Will you output all of the data below exactly, omitting the images?
++++ Dataset section
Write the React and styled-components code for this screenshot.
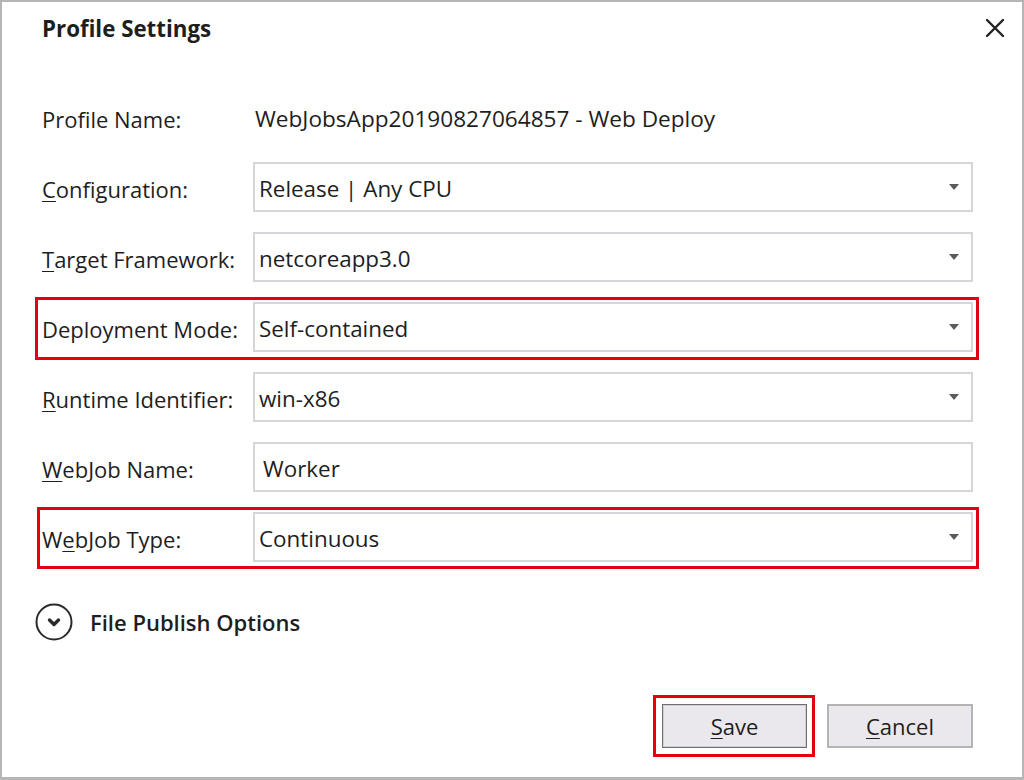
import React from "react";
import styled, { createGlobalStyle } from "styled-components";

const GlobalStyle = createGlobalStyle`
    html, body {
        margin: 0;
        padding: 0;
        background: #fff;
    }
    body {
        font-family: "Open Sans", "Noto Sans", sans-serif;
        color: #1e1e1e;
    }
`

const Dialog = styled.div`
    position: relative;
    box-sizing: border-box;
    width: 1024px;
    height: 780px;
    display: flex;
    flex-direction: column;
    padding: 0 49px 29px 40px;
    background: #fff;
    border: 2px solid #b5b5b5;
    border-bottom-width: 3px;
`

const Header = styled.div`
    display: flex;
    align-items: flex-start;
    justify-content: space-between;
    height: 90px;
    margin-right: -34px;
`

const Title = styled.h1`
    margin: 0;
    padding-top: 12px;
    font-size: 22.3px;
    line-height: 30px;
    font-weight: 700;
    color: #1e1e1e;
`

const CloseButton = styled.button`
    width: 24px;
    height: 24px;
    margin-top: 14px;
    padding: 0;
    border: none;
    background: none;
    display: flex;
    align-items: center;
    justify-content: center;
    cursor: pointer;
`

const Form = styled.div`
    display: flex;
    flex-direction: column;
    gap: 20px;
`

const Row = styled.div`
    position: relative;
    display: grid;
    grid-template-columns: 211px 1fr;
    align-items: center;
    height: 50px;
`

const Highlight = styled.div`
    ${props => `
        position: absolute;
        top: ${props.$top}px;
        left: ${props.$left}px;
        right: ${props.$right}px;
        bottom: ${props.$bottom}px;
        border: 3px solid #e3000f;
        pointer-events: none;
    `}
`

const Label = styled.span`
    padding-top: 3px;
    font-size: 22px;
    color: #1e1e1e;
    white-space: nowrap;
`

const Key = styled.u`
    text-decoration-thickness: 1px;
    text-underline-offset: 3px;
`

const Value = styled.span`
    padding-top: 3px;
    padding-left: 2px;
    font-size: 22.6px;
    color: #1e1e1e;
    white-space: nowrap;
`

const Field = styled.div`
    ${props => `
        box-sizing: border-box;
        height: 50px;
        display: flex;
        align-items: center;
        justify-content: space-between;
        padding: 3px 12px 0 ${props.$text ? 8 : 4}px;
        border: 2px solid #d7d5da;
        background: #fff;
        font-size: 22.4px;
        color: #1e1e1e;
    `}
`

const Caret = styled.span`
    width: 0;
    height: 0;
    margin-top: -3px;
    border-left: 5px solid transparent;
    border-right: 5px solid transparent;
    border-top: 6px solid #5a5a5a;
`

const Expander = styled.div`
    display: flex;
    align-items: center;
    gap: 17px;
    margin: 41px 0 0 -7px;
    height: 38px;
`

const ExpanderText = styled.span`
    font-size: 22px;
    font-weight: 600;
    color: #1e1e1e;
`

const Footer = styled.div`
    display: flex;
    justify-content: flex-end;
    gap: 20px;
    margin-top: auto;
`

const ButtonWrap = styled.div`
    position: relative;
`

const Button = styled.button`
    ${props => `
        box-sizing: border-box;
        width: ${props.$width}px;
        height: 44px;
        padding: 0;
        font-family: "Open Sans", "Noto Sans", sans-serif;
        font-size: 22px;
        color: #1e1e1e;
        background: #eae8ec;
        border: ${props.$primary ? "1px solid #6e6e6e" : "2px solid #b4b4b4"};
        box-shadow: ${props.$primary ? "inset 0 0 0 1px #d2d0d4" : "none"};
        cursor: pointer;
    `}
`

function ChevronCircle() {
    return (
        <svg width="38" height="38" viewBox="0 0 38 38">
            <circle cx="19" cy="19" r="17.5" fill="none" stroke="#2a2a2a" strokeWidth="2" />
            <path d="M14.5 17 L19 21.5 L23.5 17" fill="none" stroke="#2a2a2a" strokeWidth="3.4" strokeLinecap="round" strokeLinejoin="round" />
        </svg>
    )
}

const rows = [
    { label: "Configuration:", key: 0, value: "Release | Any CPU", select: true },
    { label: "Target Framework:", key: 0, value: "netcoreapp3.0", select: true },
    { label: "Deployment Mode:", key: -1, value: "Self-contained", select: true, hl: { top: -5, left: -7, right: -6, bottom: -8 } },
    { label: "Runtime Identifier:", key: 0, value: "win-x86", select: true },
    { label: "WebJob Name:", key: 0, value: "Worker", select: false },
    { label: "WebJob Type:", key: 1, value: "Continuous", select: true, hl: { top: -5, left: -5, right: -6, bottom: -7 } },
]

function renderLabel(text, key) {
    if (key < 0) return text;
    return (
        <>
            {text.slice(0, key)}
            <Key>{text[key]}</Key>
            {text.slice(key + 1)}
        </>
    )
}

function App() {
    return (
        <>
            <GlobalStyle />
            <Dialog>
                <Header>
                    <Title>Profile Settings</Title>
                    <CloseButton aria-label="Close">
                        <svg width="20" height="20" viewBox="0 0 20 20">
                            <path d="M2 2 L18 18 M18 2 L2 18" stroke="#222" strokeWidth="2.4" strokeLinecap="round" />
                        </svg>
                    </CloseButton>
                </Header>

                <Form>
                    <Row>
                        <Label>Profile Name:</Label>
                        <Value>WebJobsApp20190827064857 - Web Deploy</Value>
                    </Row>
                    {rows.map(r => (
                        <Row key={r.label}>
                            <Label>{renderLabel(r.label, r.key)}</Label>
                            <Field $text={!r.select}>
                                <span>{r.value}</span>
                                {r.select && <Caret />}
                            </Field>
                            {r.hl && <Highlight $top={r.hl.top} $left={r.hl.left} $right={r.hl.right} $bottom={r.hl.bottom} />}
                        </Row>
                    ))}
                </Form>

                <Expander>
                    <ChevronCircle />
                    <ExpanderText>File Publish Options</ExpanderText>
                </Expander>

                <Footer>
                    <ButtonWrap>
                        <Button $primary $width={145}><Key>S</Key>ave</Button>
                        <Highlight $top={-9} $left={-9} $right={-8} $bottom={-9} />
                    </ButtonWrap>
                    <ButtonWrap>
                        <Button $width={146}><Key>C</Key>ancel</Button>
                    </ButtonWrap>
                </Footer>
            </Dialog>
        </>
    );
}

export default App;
++++++++
* **Response to this exercise**
Write the React and styled-components code for this screenshot.
import React from "react";
import styled, { createGlobalStyle } from "styled-components";

const GlobalStyle = createGlobalStyle`
    html, body {
        margin: 0;
        padding: 0;
        background: #fff;
    }
    body {
        font-family: "Open Sans", "Noto Sans", sans-serif;
        color: #1e1e1e;
    }
`

const Dialog = styled.div`
    position: relative;
    box-sizing: border-box;
    width: 1024px;
    height: 780px;
    display: flex;
    flex-direction: column;
    padding: 0 49px 29px 40px;
    background: #fff;
    border: 2px solid #b5b5b5;
    border-bottom-width: 3px;
`

const Header = styled.div`
    display: flex;
    align-items: flex-start;
    justify-content: space-between;
    height: 90px;
    margin-right: -34px;
`

const Title = styled.h1`
    margin: 0;
    padding-top: 12px;
    font-size: 22.3px;
    line-height: 30px;
    font-weight: 700;
    color: #1e1e1e;
`

const CloseButton = styled.button`
    width: 24px;
    height: 24px;
    margin-top: 14px;
    padding: 0;
    border: none;
    background: none;
    display: flex;
    align-items: center;
    justify-content: center;
    cursor: pointer;
`

const Form = styled.div`
    display: flex;
    flex-direction: column;
    gap: 20px;
`

const Row = styled.div`
    position: relative;
    display: grid;
    grid-template-columns: 211px 1fr;
    align-items: center;
    height: 50px;
`

const Highlight = styled.div`
    ${props => `
        position: absolute;
        top: ${props.$top}px;
        left: ${props.$left}px;
        right: ${props.$right}px;
        bottom: ${props.$bottom}px;
        border: 3px solid #e3000f;
        pointer-events: none;
    `}
`

const Label = styled.span`
    padding-top: 3px;
    font-size: 22px;
    color: #1e1e1e;
    white-space: nowrap;
`

const Key = styled.u`
    text-decoration-thickness: 1px;
    text-underline-offset: 3px;
`

const Value = styled.span`
    padding-top: 3px;
    padding-left: 2px;
    font-size: 22.6px;
    color: #1e1e1e;
    white-space: nowrap;
`

const Field = styled.div`
    ${props => `
        box-sizing: border-box;
        height: 50px;
        display: flex;
        align-items: center;
        justify-content: space-between;
        padding: 3px 12px 0 ${props.$text ? 8 : 4}px;
        border: 2px solid #d7d5da;
        background: #fff;
        font-size: 22.4px;
        color: #1e1e1e;
    `}
`

const Caret = styled.span`
    width: 0;
    height: 0;
    margin-top: -3px;
    border-left: 5px solid transparent;
    border-right: 5px solid transparent;
    border-top: 6px solid #5a5a5a;
`

const Expander = styled.div`
    display: flex;
    align-items: center;
    gap: 17px;
    margin: 41px 0 0 -7px;
    height: 38px;
`

const ExpanderText = styled.span`
    font-size: 22px;
    font-weight: 600;
    color: #1e1e1e;
`

const Footer = styled.div`
    display: flex;
    justify-content: flex-end;
    gap: 20px;
    margin-top: auto;
`

const ButtonWrap = styled.div`
    position: relative;
`

const Button = styled.button`
    ${props => `
        box-sizing: border-box;
        width: ${props.$width}px;
        height: 44px;
        padding: 0;
        font-family: "Open Sans", "Noto Sans", sans-serif;
        font-size: 22px;
        color: #1e1e1e;
        background: #eae8ec;
        border: ${props.$primary ? "1px solid #6e6e6e" : "2px solid #b4b4b4"};
        box-shadow: ${props.$primary ? "inset 0 0 0 1px #d2d0d4" : "none"};
        cursor: pointer;
    `}
`

function ChevronCircle() {
    return (
        <svg width="38" height="38" viewBox="0 0 38 38">
            <circle cx="19" cy="19" r="17.5" fill="none" stroke="#2a2a2a" strokeWidth="2" />
            <path d="M14.5 17 L19 21.5 L23.5 17" fill="none" stroke="#2a2a2a" strokeWidth="3.4" strokeLinecap="round" strokeLinejoin="round" />
        </svg>
    )
}

const rows = [
    { label: "Configuration:", key: 0, value: "Release | Any CPU", select: true },
    { label: "Target Framework:", key: 0, value: "netcoreapp3.0", select: true },
    { label: "Deployment Mode:", key: -1, value: "Self-contained", select: true, hl: { top: -5, left: -7, right: -6, bottom: -8 } },
    { label: "Runtime Identifier:", key: 0, value: "win-x86", select: true },
    { label: "WebJob Name:", key: 0, value: "Worker", select: false },
    { label: "WebJob Type:", key: 1, value: "Continuous", select: true, hl: { top: -5, left: -5, right: -6, bottom: -7 } },
]

function renderLabel(text, key) {
    if (key < 0) return text;
    return (
        <>
            {text.slice(0, key)}
            <Key>{text[key]}</Key>
            {text.slice(key + 1)}
        </>
    )
}

function App() {
    return (
        <>
            <GlobalStyle />
            <Dialog>
                <Header>
                    <Title>Profile Settings</Title>
                    <CloseButton aria-label="Close">
                        <svg width="20" height="20" viewBox="0 0 20 20">
                            <path d="M2 2 L18 18 M18 2 L2 18" stroke="#222" strokeWidth="2.4" strokeLinecap="round" />
                        </svg>
                    </CloseButton>
                </Header>

                <Form>
                    <Row>
                        <Label>Profile Name:</Label>
                        <Value>WebJobsApp20190827064857 - Web Deploy</Value>
                    </Row>
                    {rows.map(r => (
                        <Row key={r.label}>
                            <Label>{renderLabel(r.label, r.key)}</Label>
                            <Field $text={!r.select}>
                                <span>{r.value}</span>
                                {r.select && <Caret />}
                            </Field>
                            {r.hl && <Highlight $top={r.hl.top} $left={r.hl.left} $right={r.hl.right} $bottom={r.hl.bottom} />}
                        </Row>
                    ))}
                </Form>

                <Expander>
                    <ChevronCircle />
                    <ExpanderText>File Publish Options</ExpanderText>
                </Expander>

                <Footer>
                    <ButtonWrap>
                        <Button $primary $width={145}><Key>S</Key>ave</Button>
                        <Highlight $top={-9} $left={-9} $right={-8} $bottom={-9} />
                    </ButtonWrap>
                    <ButtonWrap>
                        <Button $width={146}><Key>C</Key>ancel</Button>
                    </ButtonWrap>
                </Footer>
            </Dialog>
        </>
    );
}

export default App;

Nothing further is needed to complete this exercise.